When it came time to find a cable alternative we knew we wanted the time-shifting ability.  Now there are so many shows and movies available on demand for a flat monthly fee we thought that just maybe we didn’t need to worry about a DVR anymore.

Our Goals
1.  Watch TV within a day of broadcast
2.  Watch movies within a year of broadcast
3.  Have access to all of our favorite shows
4.  Be able to time shift anything we are watching

This would be incredibly simple if Hulu Plus had deals with all of the TV content providers.  You’d need a relatively high-speed internet connection.
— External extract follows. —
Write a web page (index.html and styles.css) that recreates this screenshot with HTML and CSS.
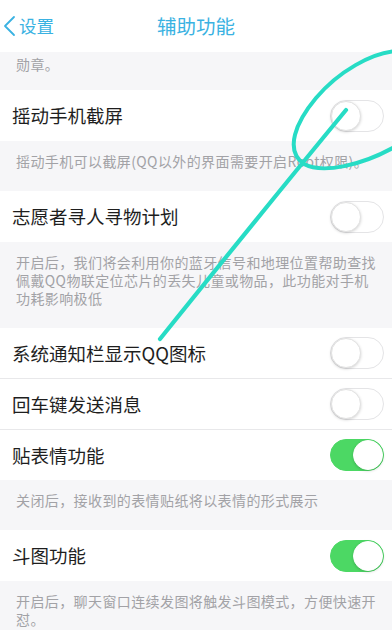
FILE: index.html
```html
<!DOCTYPE html>
<html lang="zh-CN">
<head>
<meta charset="utf-8">
<title>辅助功能</title>
<link rel="stylesheet" href="styles.css">
</head>
<body>
<div class="screen">
  <header class="nav">
    <div class="back">
      <svg class="chev" width="14" height="22" viewBox="0 0 14 22"><path d="M11 2 L2 11 L11 20" fill="none" stroke="#3ab2e2" stroke-width="1.8" stroke-linecap="round" stroke-linejoin="round"/></svg>
      <span>设置</span>
    </div>
    <div class="title">辅助功能</div>
  </header>

  <div class="desc top">勋章。</div>

  <div class="row"><span class="label">摇动手机截屏</span><span class="switch"><span class="knob"></span></span></div>
  <div class="desc">摇动手机可以截屏(QQ以外的界面需要开启Root权限)。</div>

  <div class="row"><span class="label">志愿者寻人寻物计划</span><span class="switch"><span class="knob"></span></span></div>
  <div class="desc">开启后，我们将会利用你的蓝牙信号和地理位置帮助查找<br>佩戴QQ物联定位芯片的丢失儿童或物品，此功能对手机<br>功耗影响极低</div>

  <div class="group">
    <div class="row"><span class="label">系统通知栏显示QQ图标</span><span class="switch"><span class="knob"></span></span></div>
    <div class="row"><span class="label">回车键发送消息</span><span class="switch"><span class="knob"></span></span></div>
    <div class="row"><span class="label">贴表情功能</span><span class="switch on"><span class="knob"></span></span></div>
  </div>
  <div class="desc">关闭后，接收到的表情贴纸将以表情的形式展示</div>

  <div class="row"><span class="label">斗图功能</span><span class="switch on"><span class="knob"></span></span></div>
  <div class="desc">开启后，聊天窗口连续发图将触发斗图模式，方便快速开<br>怼。</div>

  <svg class="ink" width="392" height="630" viewBox="0 0 392 630">
    <path d="M398 51 C372 52 338 72 316 98 C296 122 284 150 304 164 C322 174 362 166 398 145" fill="none" stroke="#27dcc5" stroke-width="4" stroke-linecap="round"/>
    <path d="M346 110 Q 262 212 160 339" fill="none" stroke="#27dcc5" stroke-width="4.2" stroke-linecap="round"/>
  </svg>
</div>
</body>
</html>
```

FILE: styles.css
```css
* { box-sizing: border-box; }
html, body { margin: 0; padding: 0; }
body {
  width: 392px;
  height: 630px;
  overflow: hidden;
  background: #f6f6f8;
  font-family: "Noto Sans CJK SC", "Noto Sans", sans-serif;
}
.screen {
  position: relative;
  width: 392px;
  height: 630px;
  overflow: hidden;
  background: #f6f6f8;
}
.nav {
  position: relative;
  height: 52px;
  background: #ffffff;
  display: flex;
  align-items: center;
  justify-content: center;
}
.back {
  position: absolute;
  left: 3px;
  top: 0;
  height: 52px;
  display: flex;
  align-items: center;
  gap: 2px;
  color: #3ab2e2;
  font-size: 17.5px;
}
.back span { line-height: 1; }
.title {
  color: #3ab2e2;
  font-size: 19.5px;
  line-height: 1;
}
.desc {
  padding: 11px 10px 21px 16px;
  font-size: 14px;
  letter-spacing: 0.4px;
  line-height: 18px;
  color: #a2a2a6;
}
.desc.top {
  padding-top: 3px;
  padding-bottom: 17px;
}
.row {
  height: 51px;
  background: #ffffff;
  display: flex;
  align-items: center;
  justify-content: space-between;
  padding: 0 8px 0 12px;
}
.group .row { height: 50px; }
.group .row + .row {
  height: 51px;
  border-top: 1px solid #e8e8ea;
}
.group .row:last-child { height: 51px; }
.label {
  font-size: 18.5px;
  color: #1e1e1e;
  line-height: 1;
}
.switch {
  width: 54px;
  height: 32px;
  border-radius: 16px;
  border: 1.5px solid #e4e4e6;
  background: #ffffff;
  display: flex;
  align-items: center;
  justify-content: flex-start;
}
.knob {
  width: 30px;
  height: 30px;
  border-radius: 50%;
  background: #ffffff;
  border: 1px solid #e2e2e2;
  box-shadow: 0 1px 3px rgba(0,0,0,0.18);
}
.switch.on {
  background: #4cd864;
  border-color: #4cd864;
  justify-content: flex-end;
}
.switch.on .knob { border-color: #ffffff; }
.ink {
  position: absolute;
  left: 0;
  top: 0;
  pointer-events: none;
}
```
Then you’d just use hardware to stream media from your computer to your TV.  Content would come from Hulu Plus for current TV and movies would come from Netflix.  In fact, for many people this solution would be great right now.  They could cut their cable bill significantly and receive all the same TV plus a lot more movies.  For other folks with very basic cable, they would be able to receive many times more high quality content than they currently get for about the same cost.

The killer for us is that we apparently don’t like the same shows that most Americans do.  So to get the programs we look forward to the most we are going to have to do some extra work.

Below is a chart comparing our existing system to what we are in the process of assembling right now.  Once we’ve had some time to test it out, I’ll report back with what works and what doesn’t.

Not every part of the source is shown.